Benchmarks: Integrate lmbench/lat_mem_rd to fastpath (!40) · Merge requests · Tooling / Fastpath

Aishwarya Rambhadran requested to merge aisram01/latmemrd_implemnt into main Nov 24, 2025

Add the necessary files for integrating the lmbench/lat_mem_rd workloads to Fastpath benchmarks library. This benchmark suite measures memory read latency as a function of working-set size. It works by traversing a linked list of pointers spread across a region of memory & returns the time it takes to perform each dereference.

Update benchmarks library with lat-mem-rd.yaml plan to run basic latency tests under lmbench, utilizing options to set working-set size (MB), stride(s) in bytes, parallel process count, number of repeats for each test, & true memory read (random access, -t) flag. The plan supports params such as working set size sweep (start, end, multiplicative step), parallel, repeat, work-set-stride and work-set-random for tuning the lat-mem-rd tests as required by the user. Keep parallel,repeat,work-set-size -start & work-set-random as mandatory params in the plan.

Add a Dockerfile to create a containerized environment for running lmbench/lat_mem_rd benchmark suites. The Dockerfile installs dependencies, clones the lmbench repository, and sets up exec.py script as the container entry point.

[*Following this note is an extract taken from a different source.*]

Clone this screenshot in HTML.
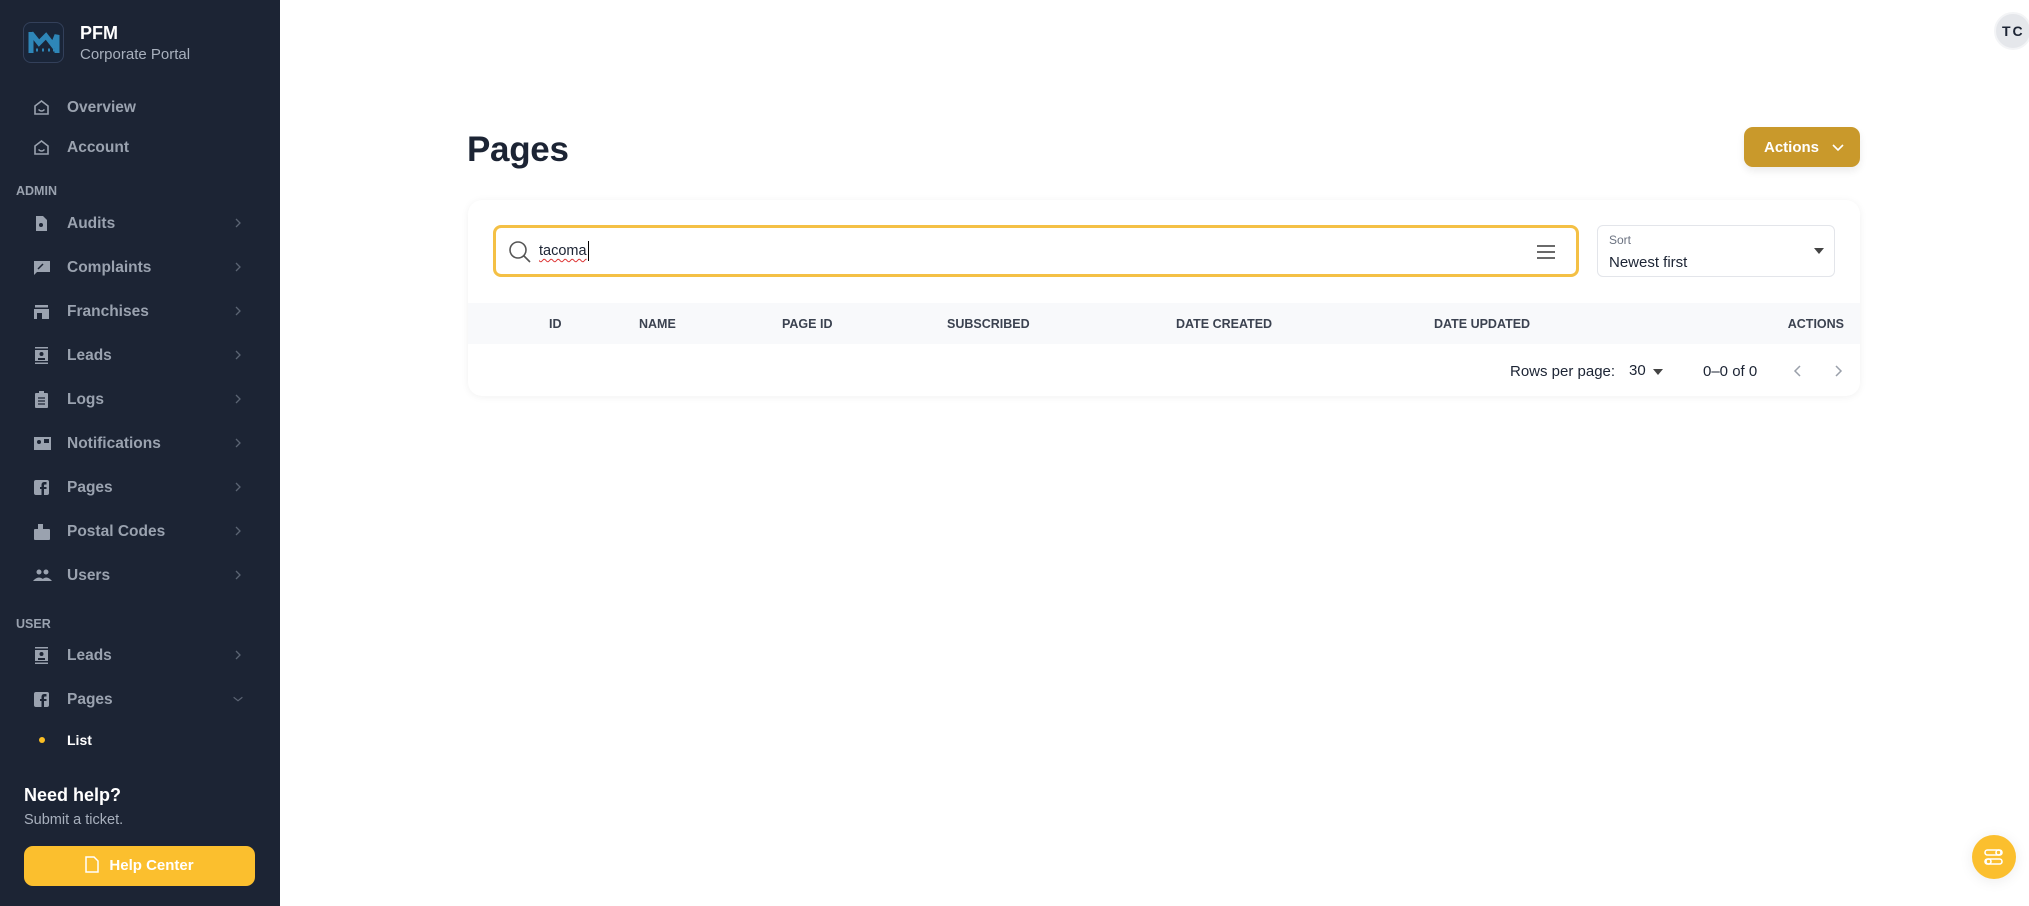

Implement exec.py script to handle benchmark execution and result processing. Generate lat-mem-rd test cases using working set size (MB) sweep values, count of parallel processes for each working set size, repeats, stride(s) in bytes and true memory read (random access) flag. For each work set size, generate test(s) as per the random access flag provided in plan. If random access flag is 'both', generate test cases separately with the flag enabled & disabled. Working set size sweep is capped at 50% of total RAM size on the selected SUT. Store the output of each lat_mem_rd test in text file named after the configurations used for the test. One output file will contain results for each stride as a separate section. Then, parse memory read latency (ns) for each stride from the output files of working set sizes tested. Process & save test case results after splitting it into Fastpath result classes based on random flag(s) configured for the test. Name result class as sequential_read_latency for test with flag disabled & random_read_latency for test with flag enabled.

Signed-off-by: Aishwarya Rambhadran aishwarya.rambhadran@arm.com

Benchmarks: Integrate lmbench/lat_mem_rd to fastpath

Merge request reports